* Start Dataset records *

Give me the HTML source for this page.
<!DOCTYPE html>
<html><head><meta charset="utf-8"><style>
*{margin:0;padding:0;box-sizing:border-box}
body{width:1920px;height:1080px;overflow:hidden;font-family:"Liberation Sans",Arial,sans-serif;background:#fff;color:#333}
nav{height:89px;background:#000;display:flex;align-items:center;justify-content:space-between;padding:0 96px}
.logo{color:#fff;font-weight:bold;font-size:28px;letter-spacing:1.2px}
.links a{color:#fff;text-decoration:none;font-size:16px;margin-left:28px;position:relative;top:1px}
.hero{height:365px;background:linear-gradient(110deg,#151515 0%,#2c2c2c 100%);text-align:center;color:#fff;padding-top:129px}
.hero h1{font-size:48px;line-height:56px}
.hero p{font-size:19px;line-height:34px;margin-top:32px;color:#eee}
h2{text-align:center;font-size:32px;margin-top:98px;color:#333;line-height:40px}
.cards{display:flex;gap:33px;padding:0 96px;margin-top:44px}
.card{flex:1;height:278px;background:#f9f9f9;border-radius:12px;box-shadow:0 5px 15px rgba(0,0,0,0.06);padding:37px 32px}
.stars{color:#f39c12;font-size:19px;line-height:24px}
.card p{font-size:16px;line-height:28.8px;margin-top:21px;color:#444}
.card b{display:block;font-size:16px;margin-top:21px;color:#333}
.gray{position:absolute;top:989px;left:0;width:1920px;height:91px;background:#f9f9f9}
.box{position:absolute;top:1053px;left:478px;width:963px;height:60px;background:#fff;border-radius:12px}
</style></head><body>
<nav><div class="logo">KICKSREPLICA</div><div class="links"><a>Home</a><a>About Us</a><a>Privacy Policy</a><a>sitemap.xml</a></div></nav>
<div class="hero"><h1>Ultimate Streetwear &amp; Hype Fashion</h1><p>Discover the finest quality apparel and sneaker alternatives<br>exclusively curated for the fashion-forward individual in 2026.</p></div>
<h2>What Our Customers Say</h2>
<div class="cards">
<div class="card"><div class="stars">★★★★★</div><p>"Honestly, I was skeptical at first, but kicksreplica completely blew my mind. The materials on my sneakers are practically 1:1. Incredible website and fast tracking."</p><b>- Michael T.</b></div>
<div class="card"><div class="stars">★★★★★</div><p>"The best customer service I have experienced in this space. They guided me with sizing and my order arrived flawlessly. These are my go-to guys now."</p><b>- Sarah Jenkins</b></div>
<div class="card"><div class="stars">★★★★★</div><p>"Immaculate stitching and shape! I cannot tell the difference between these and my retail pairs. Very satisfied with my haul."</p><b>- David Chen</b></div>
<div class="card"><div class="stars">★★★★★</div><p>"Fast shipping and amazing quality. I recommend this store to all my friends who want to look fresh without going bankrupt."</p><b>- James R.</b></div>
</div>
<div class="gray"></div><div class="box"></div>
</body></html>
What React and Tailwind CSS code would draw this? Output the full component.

* End Dataset records *

Stated goal: All of the records must be retyped exactly as they are.

Task answer:
Give me the HTML source for this page.
<!DOCTYPE html>
<html><head><meta charset="utf-8"><style>
*{margin:0;padding:0;box-sizing:border-box}
body{width:1920px;height:1080px;overflow:hidden;font-family:"Liberation Sans",Arial,sans-serif;background:#fff;color:#333}
nav{height:89px;background:#000;display:flex;align-items:center;justify-content:space-between;padding:0 96px}
.logo{color:#fff;font-weight:bold;font-size:28px;letter-spacing:1.2px}
.links a{color:#fff;text-decoration:none;font-size:16px;margin-left:28px;position:relative;top:1px}
.hero{height:365px;background:linear-gradient(110deg,#151515 0%,#2c2c2c 100%);text-align:center;color:#fff;padding-top:129px}
.hero h1{font-size:48px;line-height:56px}
.hero p{font-size:19px;line-height:34px;margin-top:32px;color:#eee}
h2{text-align:center;font-size:32px;margin-top:98px;color:#333;line-height:40px}
.cards{display:flex;gap:33px;padding:0 96px;margin-top:44px}
.card{flex:1;height:278px;background:#f9f9f9;border-radius:12px;box-shadow:0 5px 15px rgba(0,0,0,0.06);padding:37px 32px}
.stars{color:#f39c12;font-size:19px;line-height:24px}
.card p{font-size:16px;line-height:28.8px;margin-top:21px;color:#444}
.card b{display:block;font-size:16px;margin-top:21px;color:#333}
.gray{position:absolute;top:989px;left:0;width:1920px;height:91px;background:#f9f9f9}
.box{position:absolute;top:1053px;left:478px;width:963px;height:60px;background:#fff;border-radius:12px}
</style></head><body>
<nav><div class="logo">KICKSREPLICA</div><div class="links"><a>Home</a><a>About Us</a><a>Privacy Policy</a><a>sitemap.xml</a></div></nav>
<div class="hero"><h1>Ultimate Streetwear &amp; Hype Fashion</h1><p>Discover the finest quality apparel and sneaker alternatives<br>exclusively curated for the fashion-forward individual in 2026.</p></div>
<h2>What Our Customers Say</h2>
<div class="cards">
<div class="card"><div class="stars">★★★★★</div><p>"Honestly, I was skeptical at first, but kicksreplica completely blew my mind. The materials on my sneakers are practically 1:1. Incredible website and fast tracking."</p><b>- Michael T.</b></div>
<div class="card"><div class="stars">★★★★★</div><p>"The best customer service I have experienced in this space. They guided me with sizing and my order arrived flawlessly. These are my go-to guys now."</p><b>- Sarah Jenkins</b></div>
<div class="card"><div class="stars">★★★★★</div><p>"Immaculate stitching and shape! I cannot tell the difference between these and my retail pairs. Very satisfied with my haul."</p><b>- David Chen</b></div>
<div class="card"><div class="stars">★★★★★</div><p>"Fast shipping and amazing quality. I recommend this store to all my friends who want to look fresh without going bankrupt."</p><b>- James R.</b></div>
</div>
<div class="gray"></div><div class="box"></div>
</body></html>
What React and Tailwind CSS code would draw this? Output the full component.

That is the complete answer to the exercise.